Inspire, Direct, Maintain, Correct and Celebrate

Third leaders like Nehemiah exercised leadership activity that inspired, directed, maintained, corrected, and celebrated the right actions of those who worked around them. Stated from the premise of the reference above, wouldn’t it be nice if a pastor had the skills to, (1) create a team  of business people, other congregational members and pastoral staff and (2) lead them to work at the peak performance of their gifts and abilities that (3) helped them work toward measurable social and personal change as a result of their faith?

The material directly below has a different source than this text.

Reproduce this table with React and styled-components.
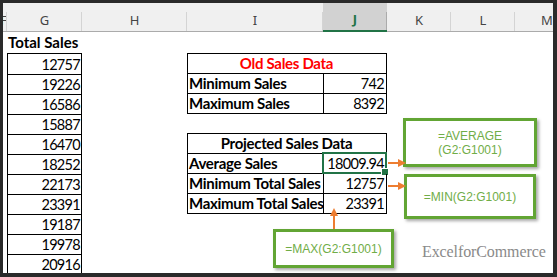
import React from "react";
import styled, { createGlobalStyle } from "styled-components";

const GlobalStyle = createGlobalStyle`
  html, body { margin: 0; padding: 0; background: #2a2a2a; }
  * { box-sizing: border-box; }
`;

const COLS = "4px 75px 105px 136px 64px 64px 64px 64px";

const Frame = styled.div`
  width: 557px;
  height: 277px;
  padding: 3px 4px 4px 3px;
  background: #2a2a2a;
`;

const Sheet = styled.div`
  position: relative;
  width: 100%;
  height: 100%;
  background: #fff;
  overflow: hidden;
  display: flex;
  flex-direction: column;
  font-family: Lato, "Liberation Sans", sans-serif;
  color: #000;
`;

const HeaderRow = styled.div`
  display: grid;
  grid-template-columns: ${COLS};
  height: 29px;
  flex: none;
  background: #f0f0f0;
  border-bottom: 1px solid #ababab;
`;

const ColHead = styled.div`
  position: relative;
  display: flex;
  align-items: center;
  justify-content: ${(p) => (p.$clip ? "flex-end" : "center")};
  padding-top: 5px;
  overflow: hidden;
  font-family: "Noto Sans", "Open Sans", sans-serif;
  font-size: 13px;
  color: ${(p) => (p.$active ? "#217346" : "#444")};
  font-weight: ${(p) => (p.$active ? 700 : 400)};
  background: ${(p) => (p.$active ? "#d2d2d2" : "transparent")};
  border-bottom: ${(p) => (p.$active ? "2px solid #217346" : "none")};
  margin-bottom: ${(p) => (p.$active ? "-1px" : "0")};
  &::after {
    content: "";
    position: absolute;
    right: 0;
    top: 9px;
    bottom: 0;
    width: 1px;
    background: ${(p) => (p.$active ? "#ababab" : "#d4d4d4")};
  }
`;

const Body = styled.div`
  display: grid;
  grid-template-columns: ${COLS};
  grid-template-rows: 21px repeat(11, 20px);
`;

const Title = styled.div`
  grid-column: 2;
  grid-row: 1;
  display: flex;
  align-items: flex-end;
  padding: 0 0 2px 1px;
  font-size: 15px;
  font-weight: 700;
  white-space: nowrap;
`;

const SalesList = styled.div`
  grid-column: 2;
  grid-row: 2 / span 11;
  border: 1px solid #000;
  border-bottom: none;
`;

const SalesCell = styled.div`
  height: 20px;
  border-top: ${(p) => (p.$first ? "none" : "1px solid #000")};
  display: flex;
  align-items: flex-end;
  justify-content: flex-end;
  padding: 0 1px 1px 0;
  font-size: 14.5px;
  letter-spacing: -0.7px;
`;

const DataTable = styled.div`
  grid-column: 4 / span 2;
  grid-row: ${(p) => p.$row} / span ${(p) => p.$rows};
  display: grid;
  grid-template-columns: 136px 63px;
  grid-auto-rows: 20px;
  border-top: 1px solid #000;
  border-left: 1px solid #000;
  align-self: start;
`;

const Cell = styled.div`
  position: relative;
  display: flex;
  align-items: flex-end;
  justify-content: ${(p) => (p.$right ? "flex-end" : p.$center ? "center" : "flex-start")};
  grid-column: ${(p) => (p.$span ? "1 / span 2" : "auto")};
  border-right: 1px solid #000;
  border-bottom: 1px solid #000;
  padding: 0 2px 1px 1px;
  font-size: ${(p) => (p.$bold ? "15px" : "14.5px")};
  font-weight: ${(p) => (p.$bold ? 700 : 400)};
  letter-spacing: ${(p) => (p.$bold ? "-0.3px" : "-0.7px")};
  color: ${(p) => p.$color || "#000"};
  white-space: nowrap;
`;

const Selection = styled.div`
  position: absolute;
  left: -2px;
  top: -2px;
  right: -1px;
  bottom: -1px;
  border: 2px solid #217346;
  pointer-events: none;
  &::after {
    content: "";
    position: absolute;
    right: -4px;
    bottom: -4px;
    width: 6px;
    height: 6px;
    background: #217346;
    border: 1px solid #fff;
  }
`;

const Callout = styled.div`
  position: absolute;
  left: ${(p) => p.$x}px;
  top: ${(p) => p.$y}px;
  width: ${(p) => p.$w}px;
  height: ${(p) => p.$h}px;
  display: flex;
  flex-direction: column;
  align-items: center;
  justify-content: center;
  background: #fff;
  border: 3px solid #62a534;
  box-shadow: 2px 2px 3px rgba(0, 0, 0, 0.35);
  font-family: "Liberation Sans", Arial, sans-serif;
  font-size: 12px;
  line-height: 14px;
  color: #70ad47;
  text-align: center;
`;

const ArrowWrap = styled.svg`
  position: absolute;
  left: ${(p) => p.$x}px;
  top: ${(p) => p.$y}px;
`;

const Watermark = styled.div`
  position: absolute;
  left: 419px;
  top: 240px;
  font-family: "Liberation Serif", "Times New Roman", serif;
  font-size: 16px;
  line-height: 17px;
  letter-spacing: -0.1px;
  color: #8a8a8a;
  white-space: nowrap;
`;

const ArrowRight = ({ x, y }) => (
  <ArrowWrap $x={x} $y={y} width="20" height="10" viewBox="0 0 20 10">
    <line x1="0" y1="5" x2="11" y2="5" stroke="#ed7d31" strokeWidth="2" />
    <polygon points="10,1 18,5 10,9" fill="#ed7d31" />
  </ArrowWrap>
);

const ArrowUp = ({ x, y }) => (
  <ArrowWrap $x={x} $y={y} width="10" height="21" viewBox="0 0 10 21">
    <line x1="5" y1="7" x2="5" y2="21" stroke="#ed7d31" strokeWidth="2" />
    <polygon points="1,8 5,0 9,8" fill="#ed7d31" />
  </ArrowWrap>
);

const columns = ["F", "G", "H", "I", "J", "K", "L", "M"];
const sales = [12757, 19226, 16586, 15887, 16470, 18252, 22173, 23391, 19187, 19978, 20916];

export default function App() {
  return (
    <>
      <GlobalStyle />
      <Frame>
        <Sheet>
          <HeaderRow>
            {columns.map((c, i) => (
              <ColHead key={c} $active={c === "J"} $clip={i === 0}>
                {c}
              </ColHead>
            ))}
          </HeaderRow>
          <Body>
            <Title>Total Sales</Title>
            <SalesList>
              {sales.map((v, i) => (
                <SalesCell key={i} $first={i === 0}>{v}</SalesCell>
              ))}
            </SalesList>

            <DataTable $row={2} $rows={3}>
              <Cell $span $center $bold $color="#ff0000">Old Sales Data</Cell>
              <Cell $bold>Minimum Sales</Cell>
              <Cell $right>742</Cell>
              <Cell $bold>Maximum Sales</Cell>
              <Cell $right>8392</Cell>
            </DataTable>

            <DataTable $row={6} $rows={4}>
              <Cell $span $center $bold>Projected Sales Data</Cell>
              <Cell $bold>Average Sales</Cell>
              <Cell $right>
                18009.94
                <Selection />
              </Cell>
              <Cell $bold>Minimum Total Sales</Cell>
              <Cell $right>12757</Cell>
              <Cell $bold>Maximum Total Sales</Cell>
              <Cell $right>23391</Cell>
            </DataTable>
          </Body>

          <Callout $x={400} $y={115} $w={134} $h={49}>
            <div>=AVERAGE</div>
            <div>(G2:G1001)</div>
          </Callout>
          <Callout $x={401} $y={171} $w={132} $h={45}>
            =MIN(G2:G1001)
          </Callout>
          <Callout $x={270} $y={226} $w={121} $h={39}>
            =MAX(G2:G1001)
          </Callout>

          <ArrowRight x={385} y={155} />
          <ArrowRight x={385} y={178} />
          <ArrowUp x={326} y={205} />

          <Watermark>ExcelforCommerce</Watermark>
        </Sheet>
      </Frame>
    </>
  );
}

I have had plenty of opportunities to experience the frustration of not knowing how to lead people.  As a result, I have asked lots of questions and fired off more than my share of acrimonious complaints about the lack of commitment and follow through I saw in others.  What does effective leadership need?  What actions make the most successful production managers or effective executive and senior pastors, and enable them to lead their teams to success?  How do they set standards that challenge people to new levels of performance, while other managers and leaders seem unable to motivate their team to meet even minimum standards?  How do they allow for powerful leadership within others, without feeling threatened, and still offer direction around clear values and mission? Why do some leaders and managers succeed and others watch in agony as their team’s performance slowly fades to the point of crisis?  Why do some pastors seemingly drive away their best staff people in a flurry of spiteful suspicion and hurt?

I offered three insights to these questions yet I am certain there are more. What do you think it takes to lead a thriving congregation?


[1] I did not sponsor the meeting, I was a guest.  I did notice that among all the business owners in this evangelical organization not a single female business owner was present, nor did it seem like this was expected.  I mention this because many female business owners run companies that exhibit cutting edge employee relationships, superior customer service and superior profit margins.  The National Association of Women Business Owners, of which my wife is a part, has industry leading female executives that are often overlooked or dismissed by their male counterparts.  I would like to say that in the church world things are different that women are recognized for their gifts and abilities and authenticated in their ministries and leadership – but the same bigotry faced by women in the market place is simply re-framed with spiritual language in the church world and is offered as a biblically authenticated model of gender relationships.  I want to call this into question.

[2] Nehemiah 4:6.  My premise has been challenged by other educators in Christian Leadership who suggest that business models and assumptions are inadequate for the church – I agree with the statement as it stands. The mission of the church is not reducible to profit.   What I disagree with is that the ministry of the church is not measurable.  The simple fact is that the reasons why pastors and some Christian educators say that the ministry of the church is not measurable mirrors the excuses I have heard from my direct reports in business where everything is measurable.  The same verbiage and the same reasoning from one context to the next suggest to me that such statements are excuses used to mask the fear of accountability.  So, in the absence of a compelling alternative I will retain my assumption that there are measurable aspects of ministry and organizational development that must be used in the church and para-church organizations that keep the missional focus sharp and the work effective rather than the dull irrelevance that is sometimes the case.